The king of altcoins continues to grow in terms of adoption, if not in price. Moreover, the recent move could yield promising results in the long run. JPMorgan analysts recently discussed the stablecoin launched by PayPal and its positive impact on the Ethereum network.
JPMorgan Analysts and Ethereum (ETH)
JPMorgan analyst Nikolaos Panigirtzoglo stated that the launch of PayPal’s stablecoin this week will increase the Total Value Locked (TVL) on the Ethereum network. TVL growth is a significant achievement that can drive up prices for layer1 and layer2 solutions. With this news, the value of ETH could increase as the network becomes more valuable.
“This could boost Ethereum activity and enhance its network utility as a stablecoin/DeFi platform. In other words, more companies in the future could use the Ethereum network (or layer2 solutions like Arbitrum) for their stablecoin or decentralized projects. This will also encourage others.”
Panigirtzoglou believes that Ethereum could provide more benefits than PYUSD, as the stablecoin could fill the void left by Binance‘s BUSD stablecoin, which faced regulatory pressure earlier this year and experienced a $20 billion contraction. If PYUSD fills this gap, the growth on the Ethereum network could be impressive.
Ethereum Transaction Fees
Despite its high transaction fees, Ethereum has a major advantage.

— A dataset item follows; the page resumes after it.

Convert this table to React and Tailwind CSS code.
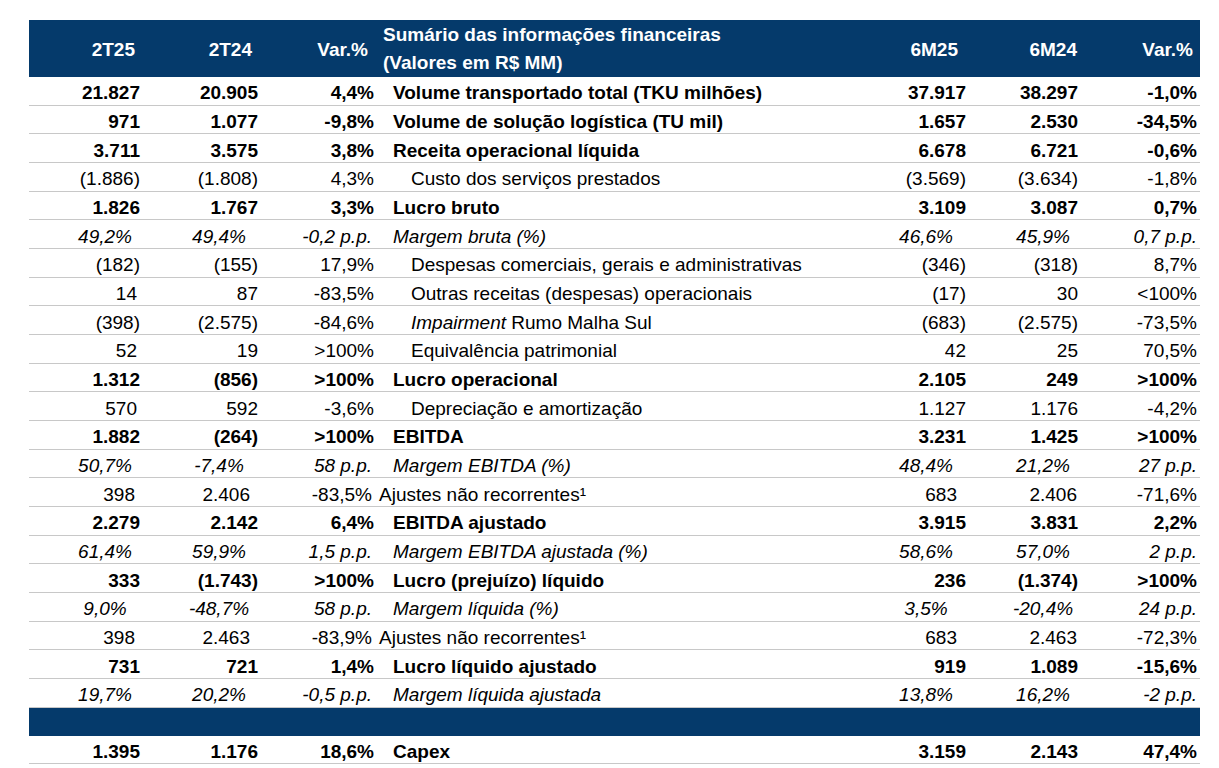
import React from "react";

const rows = [
  ["b", "21.827", "20.905", "4,4%", "Volume transportado total (TKU milhões)", "37.917", "38.297", "-1,0%"],
  ["b", "971", "1.077", "-9,8%", "Volume de solução logística (TU mil)", "1.657", "2.530", "-34,5%"],
  ["b", "3.711", "3.575", "3,8%", "Receita operacional líquida", "6.678", "6.721", "-0,6%"],
  ["n", "(1.886)", "(1.808)", "4,3%", "Custo dos serviços prestados", "(3.569)", "(3.634)", "-1,8%"],
  ["b", "1.826", "1.767", "3,3%", "Lucro bruto", "3.109", "3.087", "0,7%"],
  ["i", "49,2%", "49,4%", "-0,2 p.p.", "Margem bruta (%)", "46,6%", "45,9%", "0,7 p.p."],
  ["n", "(182)", "(155)", "17,9%", "Despesas comerciais, gerais e administrativas", "(346)", "(318)", "8,7%"],
  ["n", "14", "87", "-83,5%", "Outras receitas (despesas) operacionais", "(17)", "30", "<100%"],
  ["m", "(398)", "(2.575)", "-84,6%", "Rumo Malha Sul", "(683)", "(2.575)", "-73,5%"],
  ["n", "52", "19", ">100%", "Equivalência patrimonial", "42", "25", "70,5%"],
  ["b", "1.312", "(856)", ">100%", "Lucro operacional", "2.105", "249", ">100%"],
  ["n", "570", "592", "-3,6%", "Depreciação e amortização", "1.127", "1.176", "-4,2%"],
  ["b", "1.882", "(264)", ">100%", "EBITDA", "3.231", "1.425", ">100%"],
  ["i", "50,7%", "-7,4%", "58 p.p.", "Margem EBITDA (%)", "48,4%", "21,2%", "27 p.p."],
  ["a", "398", "2.406", "-83,5%", "Ajustes não recorrentes¹", "683", "2.406", "-71,6%"],
  ["b", "2.279", "2.142", "6,4%", "EBITDA ajustado", "3.915", "3.831", "2,2%"],
  ["i", "61,4%", "59,9%", "1,5 p.p.", "Margem EBITDA ajustada (%)", "58,6%", "57,0%", "2 p.p."],
  ["b", "333", "(1.743)", ">100%", "Lucro (prejuízo) líquido", "236", "(1.374)", ">100%"],
  ["i", "9,0%", "-48,7%", "58 p.p.", "Margem líquida (%)", "3,5%", "-20,4%", "24 p.p."],
  ["a", "398", "2.463", "-83,9%", "Ajustes não recorrentes¹", "683", "2.463", "-72,3%"],
  ["b", "731", "721", "1,4%", "Lucro líquido ajustado", "919", "1.089", "-15,6%"],
  ["i", "19,7%", "20,2%", "-0,5 p.p.", "Margem líquida ajustada", "13,8%", "16,2%", "-2 p.p."],
];

const grid = "grid grid-cols-[116px_118px_116px_480px_112px_112px_117px]";

// where the italic margin figures sit (they are centred, not right aligned)
const italicCells = [
  "text-center pl-[36px]",
  "text-center pl-[30px]",
  "text-right pr-[7px]",
  null,
  "text-center pl-[22px]",
  "text-center pl-[32px]",
  "text-right pr-[3px]",
];
const plainCells = [
  "text-right pr-[5px]",
  "text-right pr-[5px]",
  "text-right pr-[5px]",
  null,
  "text-right pr-[5px]",
  "text-right pr-[5px]",
  "text-right pr-[3px]",
];
const adjustCells = [
  "text-right pr-[10px]",
  "text-right pr-[13px]",
  "text-right pr-[7px]",
  null,
  "text-right pr-[14px]",
  "text-right pr-[6px]",
  "text-right pr-[3px]",
];

const cellClass = (type, i, value) => {
  if (type === "i") return italicCells[i];
  if (type === "a") return adjustCells[i];
  if ((type === "n" || type === "m") && i === 0 && !value.startsWith("(")) return "text-right pr-[8px]";
  return plainCells[i];
};

const Row = ({ row }) => {
  const [type, ...cells] = row;
  const weight = type === "b" ? "font-bold" : type === "i" ? "italic" : "";
  return (
    <div className={`${grid} h-[28.68px] items-center pt-[5px] border-b border-[#c8c8c8] ${weight}`}>
      {cells.map((c, i) => {
        if (i === 3) {
          const pad = type === "n" || type === "m" ? "pl-[32px]" : type === "a" ? "pl-0" : "pl-[14px]";
          return (
            <div key={i} className={`${pad} whitespace-nowrap`}>
              {type === "m" && <span className="italic">Impairment </span>}
              {c}
            </div>
          );
        }
        return (
          <div key={i} className={`${cellClass(type, i, c)} whitespace-nowrap`}>
            {c}
          </div>
        );
      })}
    </div>
  );
};

const App = () => {
  return (
    <main
      className="w-[1219px] h-[768px] bg-white text-black text-[19px] leading-[22px] pt-[20px] pl-[29px] overflow-hidden"
      style={{ fontFamily: '"Liberation Sans", Arial, sans-serif' }}
    >
      <div className="w-[1171px]">
        <div className={`${grid} h-[57px] items-center bg-[#053a6b] text-white font-bold`}>
          <div className="text-right pr-[10px] pt-[2px]">2T25</div>
          <div className="text-right pr-[11px] pt-[2px]">2T24</div>
          <div className="text-right pr-[11px] pt-[2px]">Var.%</div>
          <div className="pl-[4px] leading-[28px] whitespace-nowrap">
            <p>Sumário das informações financeiras</p>
            <p>(Valores em R$ MM)</p>
          </div>
          <div className="text-right pr-[13px] pt-[2px]">6M25</div>
          <div className="text-right pr-[6px] pt-[2px]">6M24</div>
          <div className="text-right pr-[7px] pt-[2px]">Var.%</div>
        </div>

        {rows.map((r, idx) => (
          <Row key={idx} row={r} />
        ))}

        <div className="h-[28px] bg-[#053a6b]"></div>

        <Row row={["b", "1.395", "1.176", "18,6%", "Capex", "3.159", "2.143", "47,4%"]} />
      </div>
    </main>
  );
};

export default App;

Several experts criticized PayPal for this reason. However, we need to pay attention to a small detail. We recently saw one of China’s largest banks using the Ethereum network for the issuance of million-dollar tokenized assets. This means that the Ethereum network is already seen as the first choice for institutional players, and we should interpret PayPal’s decision in this way. Institutions trust Ethereum.
While its competitors criticize Ethereum for its transaction fees, the network appears to be much more reliable compared to alternatives. Its extensive node power highlights its decentralized nature. While most of today’s top alternatives rely on cloud companies, Ethereum users trust their own nodes. This makes it expensive but valuable.